Berhubung dengan itu sesuai dengan ketentuan Pasal 18 dan Pasal 19 Undang-undang
Nomor 6 Tahun 1996 tentang Perairan Indonesia, perlu menetapkan Peraturan
Pemerintah yang mengatur Hak dan Kewajiban Kapal dan Pesawat Udara Asing dalam
Melaksanakan Hak Alur Laut Kepulauan melalui Alur Laut yang Ditetapkan.

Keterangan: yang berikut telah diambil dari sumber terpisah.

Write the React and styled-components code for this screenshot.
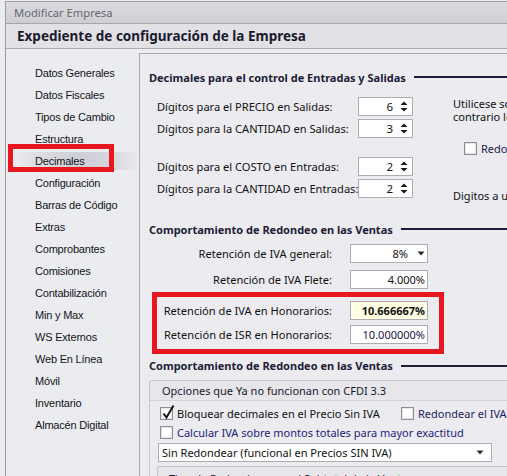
import React from 'react'
import styled, { createGlobalStyle } from 'styled-components'

const UI = "'Noto Sans', 'Liberation Sans', sans-serif"
const NAV = "'Liberation Sans', Arial, sans-serif"

const navItems = [
  'Datos Generales',
  'Datos Fiscales',
  'Tipos de Cambio',
  'Estructura',
  'Decimales',
  'Configuración',
  'Barras de Código',
  'Extras',
  'Comprobantes',
  'Comisiones',
  'Contabilización',
  'Min y Max',
  'WS Externos',
  'Web En Línea',
  'Móvil',
  'Inventario',
  'Almacén Digital',
]

const digitGroups = [
  [
    { label: 'Dígitos para el PRECIO en Salidas:', value: 6 },
    { label: 'Dígitos para la CANTIDAD en Salidas:', value: 3 },
  ],
  [
    { label: 'Dígitos para el COSTO en Entradas:', value: 2 },
    { label: 'Dígitos para la CANTIDAD en Entradas:', value: 2 },
  ],
]

const SpinArrows = () => (
  <svg width="8" height="13" viewBox="0 0 8 13">
    <polygon points="0.5,5 4,1.5 7.5,5" fill="#1a1a1a" />
    <polygon points="0.5,8 7.5,8 4,11.5" fill="#1a1a1a" />
  </svg>
)

const DropArrow = () => (
  <svg width="8" height="5" viewBox="0 0 8 5">
    <polygon points="0.5,0.5 7.5,0.5 4,4.5" fill="#2a2a2a" />
  </svg>
)

const Check = () => (
  <svg width="14" height="16" viewBox="0 0 14 16">
    <path d="M2.5 9.5 L5.5 13.5 L12.5 1.5" fill="none" stroke="#111" strokeWidth="1.9" />
  </svg>
)

const App = () => (
  <>
    <GlobalStyle />
    <Desktop>
      <Window>
        <TitleBar>Modificar Empresa</TitleBar>
        <Header>Expediente de configuración de la Empresa</Header>
        <Body>
          <Sidebar>
            {navItems.map(item => (
              <NavItem key={item} selected={item === 'Decimales'}>
                {item}
              </NavItem>
            ))}
          </Sidebar>

          <Panel>
            <SectionTitle top={14}>
              Decimales para el control de Entradas y Salidas
            </SectionTitle>
            <DecimalsGrid>
              <DigitsColumn>
                {digitGroups.map((group, i) => (
                  <DigitGroup key={i}>
                    {group.map(row => (
                      <DigitRow key={row.label}>
                        <DigitLabel>{row.label}</DigitLabel>
                        <SpinBox>
                          <SpinValue>{row.value}</SpinValue>
                          <SpinArrows />
                        </SpinBox>
                      </DigitRow>
                    ))}
                  </DigitGroup>
                ))}
              </DigitsColumn>
              <SideNote>
                <NoteLine>Utilicese solo si su operación lo requiere, de lo</NoteLine>
                <NoteLine>contrario los importes se calcularán con 2 decimales</NoteLine>
                <NoteCheck>
                  <CheckBox />
                  <span>Redondear importes</span>
                </NoteCheck>
                <NoteLine spaced>Digitos a utilizar en los reportes</NoteLine>
              </SideNote>
            </DecimalsGrid>

            <SectionTitle top={21}>Comportamiento de Redondeo en las Ventas</SectionTitle>
            <RetentionList>
              <ValueRow>
                <ValueLabel width={183}>Retención de IVA general:</ValueLabel>
                <ValueBox>
                  <ComboValue>8%</ComboValue>
                  <DropArrow />
                </ValueBox>
              </ValueRow>
              <ValueRow>
                <ValueLabel width={183}>Retención de IVA Flete:</ValueLabel>
                <ValueBox>4.000%</ValueBox>
              </ValueRow>
            </RetentionList>
            <Highlight>
              <ValueRow>
                <ValueLabel width={175}>Retención de IVA en Honorarios:</ValueLabel>
                <ValueBox active>10.666667%</ValueBox>
              </ValueRow>
              <ValueRow>
                <ValueLabel width={175}>Retención de ISR en Honorarios:</ValueLabel>
                <ValueBox tone="#24124a">10.000000%</ValueBox>
              </ValueRow>
            </Highlight>

            <SectionTitle top={3}>Comportamiento de Redondeo en las Ventas</SectionTitle>
            <GroupBox>
              <GroupHeader>Opciones que Ya no funcionan con CFDI 3.3</GroupHeader>
              <GroupBody>
                <OptionLine>
                  <Option width={241}>
                    <CheckBox>
                      <Check />
                    </CheckBox>
                    <span>Bloquear decimales en el Precio Sin IVA</span>
                  </Option>
                  <Option tone="#1e1e60">
                    <CheckBox />
                    <span>Redondear el IVA</span>
                  </Option>
                </OptionLine>
                <OptionLine>
                  <Option tone="#1d1d7e">
                    <CheckBox />
                    <span>Calcular IVA sobre montos totales para mayor exactitud</span>
                  </Option>
                </OptionLine>
                <WideCombo>
                  <span>Sin Redondear (funcional en Precios SIN IVA)</span>
                  <DropArrow />
                </WideCombo>
                <SubGroup>
                  <SubHeader>Tipo de Redondeo para el Subtotal de la Venta</SubHeader>
                </SubGroup>
              </GroupBody>
            </GroupBox>
          </Panel>
        </Body>
      </Window>
    </Desktop>
  </>
)

const GlobalStyle = createGlobalStyle`
  html, body {
    margin: 0;
    padding: 0;
  }
  body {
    background: #e9e9ec;
    font-family: ${UI};
    color: #111;
  }
`

const Desktop = styled.div`
  width: 507px;
  height: 476px;
  overflow: hidden;
  box-sizing: border-box;
  padding: 1px 0 0 5px;
  background: #ececee;
`

const Window = styled.div`
  width: 600px;
  height: 475px;
  display: flex;
  flex-direction: column;
  background: #ebebf0;
  border-top: 1px solid #9e9ea6;
  border-left: 1px solid #9a9aa2;
`

const TitleBar = styled.div`
  height: 21px;
  line-height: 21px;
  padding-left: 8px;
  font-size: 11.2px;
  color: #686875;
  background: linear-gradient(#dcdce0, #cdcdd2);
  border-bottom: 1px solid #a6a6ae;
`

const Header = styled.div`
  height: 24px;
  line-height: 24px;
  padding-left: 11px;
  font-size: 13.5px;
  font-weight: 700;
  color: #1b1b30;
  background: #e1e1e6;
  border-bottom: 1px solid #aaaab2;
`

const Body = styled.div`
  flex: 1;
  display: flex;
  padding-top: 4px;
  background: #ededf1;
  min-height: 0;
`

const Sidebar = styled.div`
  width: 133px;
  flex-shrink: 0;
  padding-top: 9px;
  background: #ebecf0;
`

const NavItem = styled.div`
  position: relative;
  height: 22px;
  line-height: 22px;
  padding-left: 29px;
  font-family: ${NAV};
  font-size: 11px;
  letter-spacing: -0.2px;
  color: #141420;
  background: ${p =>
    p.selected
      ? 'linear-gradient(90deg, rgba(210,211,218,0) 6px, #dedfe4 22%, #cecfd6 55%, #d6d7dd 80%, rgba(210,211,218,0) 100%)'
      : 'none'};
  background-size: 100% 18px;
  background-position: 0 2px;
  background-repeat: no-repeat;

  &::after {
    content: '';
    display: ${p => (p.selected ? 'block' : 'none')};
    position: absolute;
    left: 2px;
    top: -6px;
    width: 106px;
    height: 28px;
    box-sizing: border-box;
    border: 5px solid #e8161f;
  }
`

const Panel = styled.div`
  flex: 1;
  display: flex;
  flex-direction: column;
  padding-left: 9px;
  background: #ebebf0;
  border-top: 1px solid #a9a9b1;
  border-left: 1px solid #a9a9b1;
`

const SectionTitle = styled.div`
  display: flex;
  align-items: center;
  gap: 8px;
  height: 18px;
  flex-shrink: 0;
  margin-top: ${p => p.top}px;
  font-size: 11px;
  font-weight: 700;
  color: #1c1c36;
  white-space: nowrap;

  &::after {
    content: '';
    flex: 1;
    height: 2px;
    background: #1d1d3b;
  }
`

const DecimalsGrid = styled.div`
  display: flex;
  align-items: flex-start;
  flex-shrink: 0;
  height: 104px;
  margin-top: 9px;
`

const DigitsColumn = styled.div`
  width: 296px;
  flex-shrink: 0;
  padding-left: 8px;
  display: flex;
  flex-direction: column;
  gap: 16px;
`

const DigitGroup = styled.div`
  display: flex;
  flex-direction: column;
`

const DigitRow = styled.div`
  display: flex;
  align-items: center;
  height: 22px;
`

const DigitLabel = styled.div`
  width: 201px;
  font-size: 11.1px;
  white-space: nowrap;
`

const SpinBox = styled.div`
  width: 55px;
  height: 19px;
  box-sizing: border-box;
  display: flex;
  align-items: center;
  justify-content: flex-end;
  padding-right: 4px;
  background: #fff;
  border: 1px solid #abadb3;
`

const SpinValue = styled.span`
  font-size: 11.5px;
  margin-right: 7px;
`

const SideNote = styled.div`
  padding-top: 1.5px;
  font-size: 11px;
  white-space: nowrap;
`

const NoteLine = styled.div`
  line-height: 13px;
  margin-top: ${p => (p.spaced ? '34px' : '0')};
`

const NoteCheck = styled.div`
  display: flex;
  align-items: center;
  gap: 4px;
  height: 13px;
  margin: 19.5px 0 0 11px;
  color: #20204a;
`

const CheckBox = styled.span`
  position: relative;
  width: 13px;
  height: 13px;
  flex-shrink: 0;
  box-sizing: border-box;
  background: #fff;
  border: 1px solid #8d8d94;
  box-shadow: inset 0 0 0 1px #e6e6ea;

  svg {
    position: absolute;
    left: 0;
    top: -4px;
  }
`

const RetentionList = styled.div`
  display: flex;
  flex-direction: column;
  flex-shrink: 0;
  gap: 7.5px;
  margin-top: 5.5px;
`

const ValueRow = styled.div`
  display: flex;
  align-items: center;
  height: 19px;
`

const ValueLabel = styled.div`
  width: ${p => p.width}px;
  margin-right: 18px;
  text-align: right;
  font-size: 11.1px;
  white-space: nowrap;
`

const ValueBox = styled.div`
  width: 78px;
  height: 19px;
  box-sizing: border-box;
  display: flex;
  align-items: center;
  justify-content: flex-end;
  padding-right: 2px;
  font-size: 11px;
  font-weight: ${p => (p.active ? 700 : 400)};
  color: ${p => p.tone || '#111'};
  background: ${p => (p.active ? '#ffffe3' : '#fff')};
  border: 1px solid #abadb3;
`

const ComboValue = styled.span`
  margin-right: 9px;
`

const Highlight = styled.div`
  width: 292px;
  flex-shrink: 0;
  box-sizing: border-box;
  margin: 3px 0 0 3px;
  padding: 3.5px 11px 5px 0;
  display: flex;
  flex-direction: column;
  gap: 5px;
  border: 5px solid #e8161f;
`

const GroupBox = styled.div`
  flex-shrink: 0;
  margin-top: 5.5px;
  border: 1px solid #c5c5ce;
  border-right: none;
  border-radius: 3px 0 0 0;
`

const GroupHeader = styled.div`
  height: 19px;
  line-height: 19px;
  padding-left: 12px;
  font-size: 11px;
  color: #1a1a2a;
  background: #e6e6eb;
  border-bottom: 1px solid #d2d2da;
  white-space: nowrap;
`

const GroupBody = styled.div`
  padding: 5px 0 0 10px;
`

const OptionLine = styled.div`
  display: flex;
  align-items: center;
  height: 15px;
  margin-bottom: 4px;
`

const Option = styled.label`
  display: flex;
  align-items: center;
  gap: 4px;
  width: ${p => (p.width ? `${p.width}px` : 'auto')};
  font-size: 11px;
  color: ${p => p.tone || '#111'};
  white-space: nowrap;
`

const WideCombo = styled.div`
  width: 334px;
  height: 19px;
  box-sizing: border-box;
  margin: -1.5px 0 0 -2px;
  display: flex;
  align-items: center;
  justify-content: space-between;
  padding: 0 7px 0 3px;
  font-size: 11px;
  background: #fff;
  border: 1px solid #abadb3;
`

const SubGroup = styled.div`
  margin: 4px 0 0 -3px;
  border: 1px solid #c5c5ce;
  border-right: none;
  border-radius: 3px 0 0 0;
  background: #e6e6eb;
`

const SubHeader = styled.div`
  height: 24px;
  line-height: 24px;
  padding: 0 0 0 11px;
  font-size: 11px;
  color: #1a1a2a;
  white-space: nowrap;
`

export default App
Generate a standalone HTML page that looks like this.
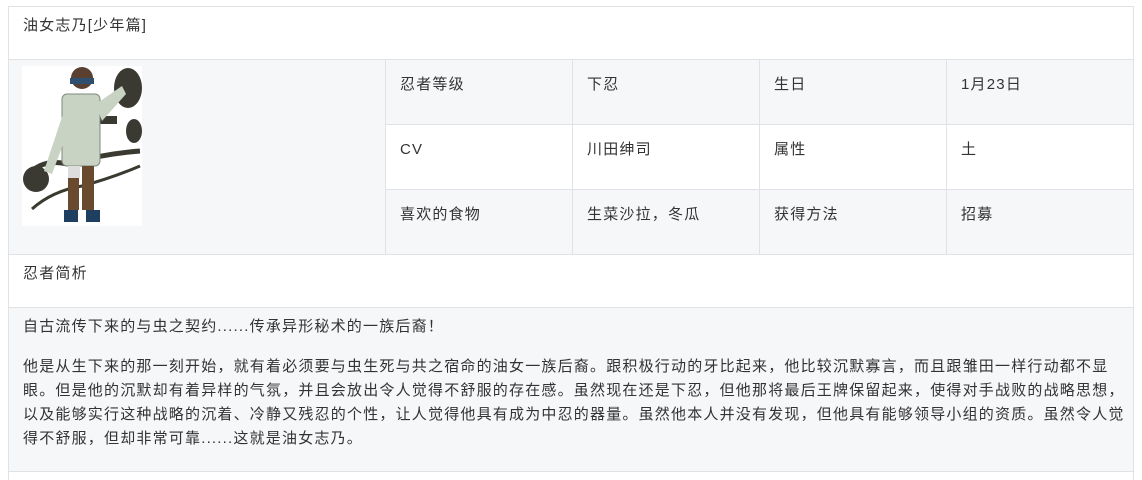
<!DOCTYPE html>
<html style="height:480px;overflow:hidden;"><head><meta charset="utf-8"><style>
body{margin:0;height:480px;background:#fff;font-family:"Liberation Sans","Noto Sans CJK SC",sans-serif;font-size:15px;letter-spacing:1.2px;color:#333;overflow:hidden;position:relative;}
.a{position:absolute;box-sizing:border-box;}
.t{position:absolute;line-height:24px;white-space:nowrap;}
</style></head><body>
<div class="a" style="left:8px;top:6px;width:1126px;height:474px;border:1px solid #e1e2e5;border-bottom:none;"></div>
<div class="a" style="left:9px;top:59px;width:1124px;height:195px;background:#f6f7f9;"></div>
<div class="a" style="left:386px;top:124px;width:747px;height:65px;background:#fff;"></div>
<div class="a" style="left:9px;top:307px;width:1124px;height:164px;background:#f6f7f9;"></div>
<div class="a" style="left:9px;top:59px;width:1124px;height:1px;background:#e1e2e5;"></div>
<div class="a" style="left:386px;top:124px;width:747px;height:1px;background:#e1e2e5;"></div>
<div class="a" style="left:386px;top:189px;width:747px;height:1px;background:#e1e2e5;"></div>
<div class="a" style="left:9px;top:254px;width:1124px;height:1px;background:#e1e2e5;"></div>
<div class="a" style="left:9px;top:307px;width:1124px;height:1px;background:#e1e2e5;"></div>
<div class="a" style="left:9px;top:471px;width:1124px;height:1px;background:#e1e2e5;"></div>
<div class="a" style="left:385px;top:60px;width:1px;height:194px;background:#e1e2e5;"></div>
<div class="a" style="left:572px;top:60px;width:1px;height:194px;background:#e1e2e5;"></div>
<div class="a" style="left:759px;top:60px;width:1px;height:194px;background:#e1e2e5;"></div>
<div class="a" style="left:946px;top:60px;width:1px;height:194px;background:#e1e2e5;"></div>

<div class="t" style="left:23px;top:14px;">油女志乃[少年篇]</div>
<svg class="a" style="left:22px;top:66px;" width="120" height="160" viewBox="0 0 120 160">
<rect width="120" height="160" fill="#fff"/>
<path d="M5 110 Q20 92 45 98 Q80 88 118 85" stroke="#3a3a30" stroke-width="5" fill="none"/>
<path d="M10 143 Q30 125 60 120 Q90 112 118 100" stroke="#3a3a30" stroke-width="3" fill="none"/>
<ellipse cx="14" cy="113" rx="13" ry="13" fill="#3b3a32"/>
<ellipse cx="106" cy="22" rx="14" ry="20" fill="#3b3a32"/>
<ellipse cx="112" cy="65" rx="8" ry="12" fill="#3b3a32"/>
<rect x="55" y="50" width="40" height="8" fill="#3b3a32"/>
<rect x="40" y="28" width="38" height="72" rx="5" fill="#c9d3c4" stroke="#7f8a7d"/>
<path d="M42 45 L22 105 L30 108 L46 65Z" fill="#c9d3c4"/>
<path d="M74 38 L100 20 L104 28 L80 55Z" fill="#c9d3c4"/>
<circle cx="60" cy="12" r="11" fill="#5a4030"/>
<rect x="48" y="12" width="24" height="6" fill="#2f4f70"/>
<rect x="46" y="100" width="12" height="12" fill="#ddd"/>
<rect x="46" y="112" width="11" height="32" fill="#6a4a2e"/>
<rect x="60" y="100" width="12" height="44" fill="#6a4a2e"/>
<rect x="42" y="144" width="14" height="12" fill="#1f3f60"/>
<rect x="64" y="144" width="14" height="12" fill="#1f3f60"/>
</svg>

<div class="t" style="left:400px;top:73px;">忍者等级</div>
<div class="t" style="left:587px;top:73px;">下忍</div>
<div class="t" style="left:774px;top:73px;">生日</div>
<div class="t" style="left:961px;top:73px;">1月23日</div>
<div class="t" style="left:400px;top:138px;">CV</div>
<div class="t" style="left:587px;top:138px;">川田绅司</div>
<div class="t" style="left:774px;top:138px;">属性</div>
<div class="t" style="left:961px;top:138px;">土</div>
<div class="t" style="left:400px;top:203px;">喜欢的食物</div>
<div class="t" style="left:587px;top:203px;">生菜沙拉，冬瓜</div>
<div class="t" style="left:774px;top:203px;">获得方法</div>
<div class="t" style="left:961px;top:203px;">招募</div>

<div class="t" style="left:23px;top:262px;">忍者简析</div>
<div class="t" style="left:23px;top:315px;">自古流传下来的与虫之契约......传承异形秘术的一族后裔！</div>
<div class="t" style="left:23px;top:355px;">他是从生下来的那一刻开始，就有着必须要与虫生死与共之宿命的油女一族后裔。跟积极行动的牙比起来，他比较沉默寡言，而且跟雏田一样行动都不显</div>
<div class="t" style="left:23px;top:379px;">眼。但是他的沉默却有着异样的气氛，并且会放出令人觉得不舒服的存在感。虽然现在还是下忍，但他那将最后王牌保留起来，使得对手战败的战略思想，</div>
<div class="t" style="left:23px;top:403px;">以及能够实行这种战略的沉着、冷静又残忍的个性，让人觉得他具有成为中忍的器量。虽然他本人并没有发现，但他具有能够领导小组的资质。虽然令人觉</div>
<div class="t" style="left:23px;top:427px;">得不舒服，但却非常可靠......这就是油女志乃。</div>
</body></html>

Peraturan Pemerintah ini mengandung ketentuan mengenai :
a. Ketentuan Umum;
b. Hak dan kewajiban kapal dan pesawat udara asing dalam melaksanakan Hak
Lintas Alur Laut Kepulauan;
c. Penetapan alur laut kepulauan yang digunakan untuk Hak Lintas Alur Laut
Kepulauan;
d. Ketentuan Lain-lain; dan
e. Ketentuan Penutup.
Peraturan Pemerintah ini merupakan peraturan pelaksanaan dari Undang-undang
Nomor 6 Tahun 1996 tentang Perairan Indonesia yang merupakan tindak lanjut
Ratifikasi Konvensi Perserikatan Bangsa-Bangsa tentang Hukum Laut dengan
Undang-undang Nomor 17 Tahun 1985 tentang Pengesahan United Nations Convention
on the Law of the Sea. Berhubung dengan itu, dalam rangka untuk menjamin
konsistensi interpretasi ketentuan Peraturan Pemerintah ini dengan interpretasi
ketentuan Konvensi Perserikatan Bangsa-Bangsa tentang Hukum Laut Tahun 1982,
sesuai dengan yang telah dilakukan dalam penjelasan pasal-pasal Undang-undang
Nomor 6 Tahun 1996, dalam penjelasan atas pasal-pasal Peraturan Pemerintah ini
dipandang perlu dilakukan penunjukan kepada ayat atau pasal ketentuan Konvensi
Perserikatan Bangsa-Bangsa tersebut, khususnya penjelasan atas pasal-pasal yang
ketentuannya tidak terdapat dalam Undang-undang Nomor 6 Tahun 1996 tentang
Perairan Indonesia akan tetapi terdapat dalam Konvensi Perserikatan Bangsa-Bangsa
tentang Hukum Laut Tahun 1982 tersebut.
Pengawasan yang perlu dilakukan agar kapal asing yang melaksanakan lintas alur laut
kepulauan melintasi Perairan Indonesia mentaati ketentuan-ketentuan Peraturan
Pemerintah ini dilaksanakan sesuai dengan peraturan sebagaimana dimaksud dalam
Pasal 24 ayat (1) Undang-undang Nomor 6 Tahun 1996. Pengawasan tersebut dewasa
ini dilakukan antara lain berdasarkan Ordonansi Laut Teritorial dan Lingkungan Maritim
1939 (Stbl. 1939 Nomor 442) dan peraturan pelaksanaannya yaitu Verordening Laut
Teritorial dan Lingkungan Maritim 1935 (Stbl. 1935 Nomor 525) dan Keputusan
Gubernur Jenderal Nomor 39 Tahun 1939 tentang Petunjuk untuk digunakan pada
penyidikan tindak pidana di laut.
PASAL DEMI PASAL
Pasal 1
Cukup jelas
Pasal 2
Ketentuan mengenai lintas alur laut kepulauan dapat digunakan oleh kapal asing
hanya untuk melintas Perairan Indonesia dari satu bagian laut bebas atau zona
ekonomi eksklusif ke bagian lain laut bebas atau zona ekonomi eksklusif,
sedangkan ketentuan mengenai lintas damai dapat digunakan oleh kapal asing
baik untuk melintas melalui Perairan Indonesia tanpa memasuki pelabuhan
Indonesia maupun untuk singgah di salah satu pelabuhan Indonesia.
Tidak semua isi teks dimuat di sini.